President Donald Trump said he planned to soon issue an executive order that would require drugmakers to offer the U.S. government the lowest prices paid by other developed nations for prescription medicines.
"We're working on a favored nations clause where we pay whatever lowest nation's price is," Trump told reporters on July 5 outside the White House.
He said he planned to issue the order "very shortly."
|President Donald Trump
Source: Associated Press
"Why should other nations pay much less than us?" Trump said, adding that some countries' costs for their medicines are 70% lower than what the U.S. pays.
But when a Democratic senator at a hearing last year proposed testing the favored nations idea, Health and Human Services Secretary Alex Azar said it would not be feasible.
"I've actually looked a lot and thought a lot about this issue of best price, most favored nation status, where we would say, 'Give us the best price you give developed countries,'" Azar told Sen. Tim Kaine, D-Va., at the June 12, 2018, hearing of the Health, Education, Labor and Pensions Committee. "I don't think it would be effective, to be very honest."
Azar said such an approach would result in biopharmaceutical companies pulling out of the countries that are setting the reference price.
"That's why drugs are often not launched in certain countries like the U.K. or Germany, and those people just do not ever get those drugs," the HHS secretary said in June 2018.
But Azar has since reversed course on the matter.
The secretary and Trump are now "both firmly committed to pursuing any and every solution, including importation and most favored nation policies, that will deliver real results and keep American patients safe," an HHS spokesperson told S&P Global Market Intelligence in a statement.
The administration is already mulling over whether to issue a proposed rule to test whether using an international pricing index payment model could lower the costs of expensive injectable medicines covered under the Medicare Part B program for seniors and disabled Americans.
In a June 20 notice, the White House Office of Management and Budget acknowledged it was reviewing HHS' proposal, which the drug industry has staunchly opposed.
Sens. Bernie Sanders, I-Vt., and Rick Scott, R-Fla., have each proposed their own ideas for basing U.S. payments for medicines on the prices paid by other industrialized countries.
Drug prices up, again
In a July 1 op-ed in the New York Post, Azar and Joe Grogan, director of the Domestic Policy Council at the White House, insisted the administration's efforts would hold drugmakers accountable for their prices.
But on the same day, the makers of over 100 medicines boosted their prices.
Prices rose by an average of 10.5% for more than 3,400 prescription drugs in the first half of 2019, according to a new analysis from Rx Savings Solutions, which provides consultancy services to employers and health plans.

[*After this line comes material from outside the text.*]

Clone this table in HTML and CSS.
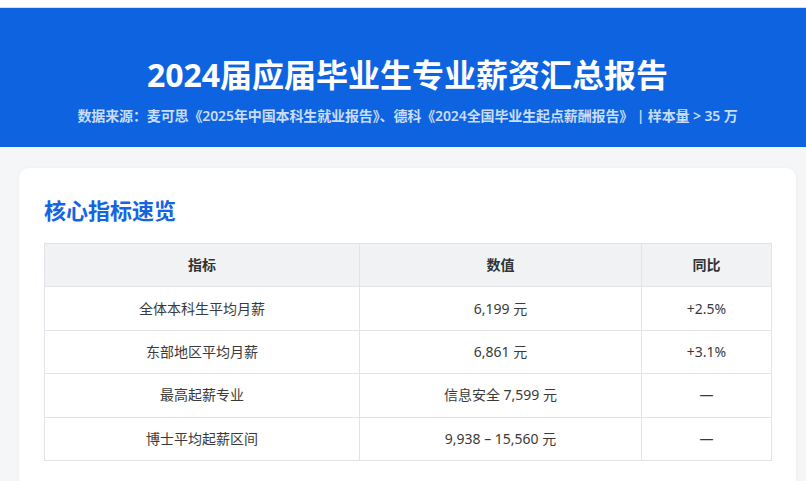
FILE: index.html
```html
<!DOCTYPE html>
<html lang="zh-CN">
<head>
<meta charset="utf-8">
<title>2024届应届毕业生专业薪资汇总报告</title>
<link rel="stylesheet" href="styles.css">
</head>
<body>
<div class="page">
  <div class="topbar"></div>
  <header class="hero">
    <h1 class="hero-title">2024届应届毕业生专业薪资汇总报告</h1>
    <p class="hero-sub">数据来源：麦可思《2025年中国本科生就业报告》、德科《2024全国毕业生起点薪酬报告》 | 样本量 &gt; 35 万</p>
  </header>
  <main class="main">
    <section class="card">
      <h2 class="card-title">核心指标速览</h2>
      <table class="kpi">
        <colgroup>
          <col class="c1"><col class="c2"><col class="c3">
        </colgroup>
        <thead>
          <tr><th>指标</th><th>数值</th><th>同比</th></tr>
        </thead>
        <tbody>
          <tr><td>全体本科生平均月薪</td><td>6,199 元</td><td>+2.5%</td></tr>
          <tr><td>东部地区平均月薪</td><td>6,861 元</td><td>+3.1%</td></tr>
          <tr><td>最高起薪专业</td><td>信息安全 7,599 元</td><td>—</td></tr>
          <tr><td>博士平均起薪区间</td><td>9,938 – 15,560 元</td><td>—</td></tr>
        </tbody>
      </table>
    </section>
  </main>
</div>
</body>
</html>
```
FILE: styles.css
```css
html, body {
  margin: 0;
  padding: 0;
}
body {
  background: #f5f6f8;
  font-family: "Noto Sans", "Noto Sans CJK SC", sans-serif;
  color: #333;
  overflow: hidden;
}
.page {
  width: 815px;
}
.topbar {
  height: 7px;
  background: #fff;
  border-bottom: 1px solid #dcdde0;
}
.hero {
  background: #0e64e0;
  color: #fff;
  text-align: center;
  padding: 46px 20px 21px;
}
.hero-title {
  margin: 0;
  font-size: 32px;
  line-height: 42px;
  font-weight: 700;
}
.hero-sub {
  margin: 10px 0 0;
  font-size: 14px;
  line-height: 20px;
  font-weight: 600;
  letter-spacing: -0.12px;
  color: rgba(255, 255, 255, 0.78);
}
.main {
  padding: 21px 19px 0;
}
.card {
  background: #fff;
  border-radius: 10px;
  padding: 26px 25px 30px;
  box-shadow: 0 1px 4px rgba(0, 0, 0, 0.05);
}
.card-title {
  margin: 0 0 17px;
  font-size: 22px;
  line-height: 32px;
  font-weight: 700;
  color: #1565e0;
}
.kpi {
  width: 100%;
  border-collapse: collapse;
  font-size: 14px;
  table-layout: fixed;
}
.kpi .c1 { width: 315px; }
.kpi .c2 { width: 282px; }
.kpi .c3 { width: 130px; }
.kpi th, .kpi td {
  border: 1px solid #e0e3e8;
  text-align: center;
  height: 42.4px;
  padding: 0 10px;
  line-height: 20px;
}
.kpi th {
  background: #f1f2f4;
  font-weight: 700;
  color: #333;
}
.kpi td {
  color: #3a3a3a;
}
```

The prices of 40 medicines had increased by over 100%, the group said.
Trump reaches out to Democrats
Also on July 5, Trump said he would "love to have the Democrats come back and talk about infrastructure, talk about drug pricing" — a request that came after he had stormed out of a May 22 meeting with House Speaker Nancy Pelosi, D-Calif., and Senate Minority Leader Chuck Schumer, D-N.Y. Trump had vowed to never work with his political rivals on those two issues until they stopped investigating him.

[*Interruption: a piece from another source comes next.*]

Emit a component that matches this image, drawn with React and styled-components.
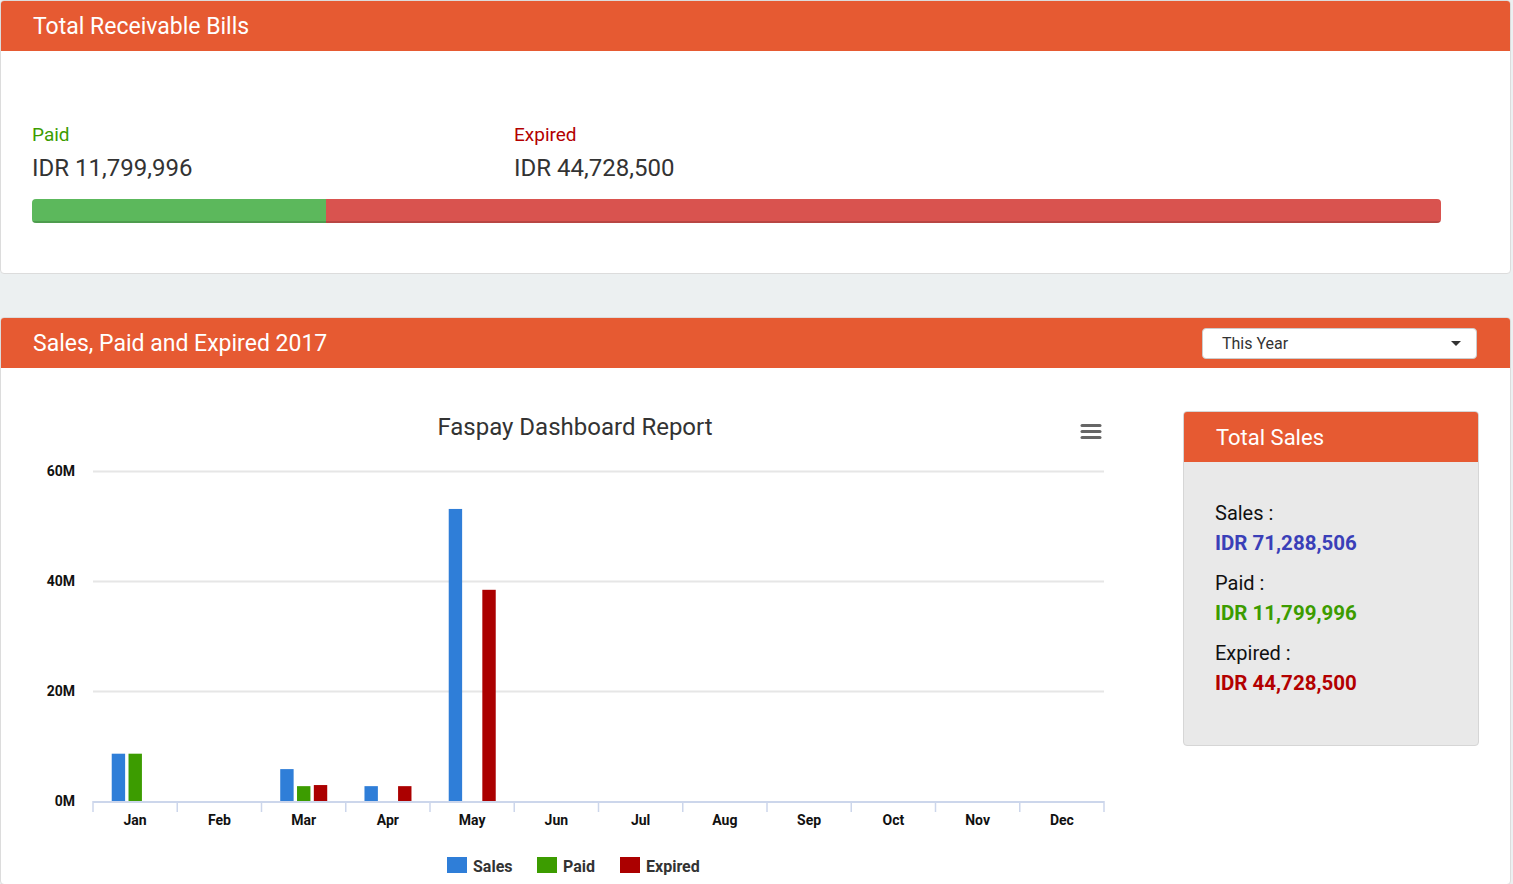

On July 7, Trump tweeted that "If Dems would work with us in a bipartisan fashion, we would get big results very fast" on cutting drug costs.
Pelosi has repeatedly said she remained optimistic about working with Trump and the White House on efforts to reduce U.S. drug prices.
Generics more costly under Part D
Meanwhile, Medicare Part D beneficiaries with complex diseases like multiple sclerosis are paying more in out-of-pocket costs at the pharmacy for generic medicines than patients in the program who use brand-name drugs, according to a new analysis published last week in the public policy journal Health Affairs.
But the authors of the report blamed the way the Medicare Part D program was set up for the higher generic costs, not the companies that make the drugs.
Under the Medicare Part D program's "doughnut hole" — the coverage gap where beneficiaries must pay 100% of the costs of their medicines — users of brand-name drugs get a manufacturer discount that is counted toward their out-of-pocket spending.
But there is no such discount available for users of small-molecule generics, meaning patients who take branded medicines can more quickly reach the Part D program's catastrophic coverage — the phase where beneficiaries are only responsible to pay 5% in out-of-pocket costs for their therapies.
Sens. Chuck Grassley and Ron Wyden
Source: Associated Press
The authors of the report suggested that policymakers modify the Part D benefit to ensure that patients who use generic medicines are not penalized for doing so.
Senators probe groups' ties to opioid makers
Also last week, the Republican and Democratic heads of the Senate Finance Committee, Chuck Grassley of Iowa and Ron Wyden of Oregon, respectively, launched an investigation into whether the financial ties between opioid manufacturers and nonprofit groups have influenced treatment and policy decisions.
"We believe that it is important to shed light on these financial relationships to ensure transparency and accountability in matters that affect federal healthcare programs and the patients that participate in them," the lawmakers wrote in letters to 10 tax-exempt groups.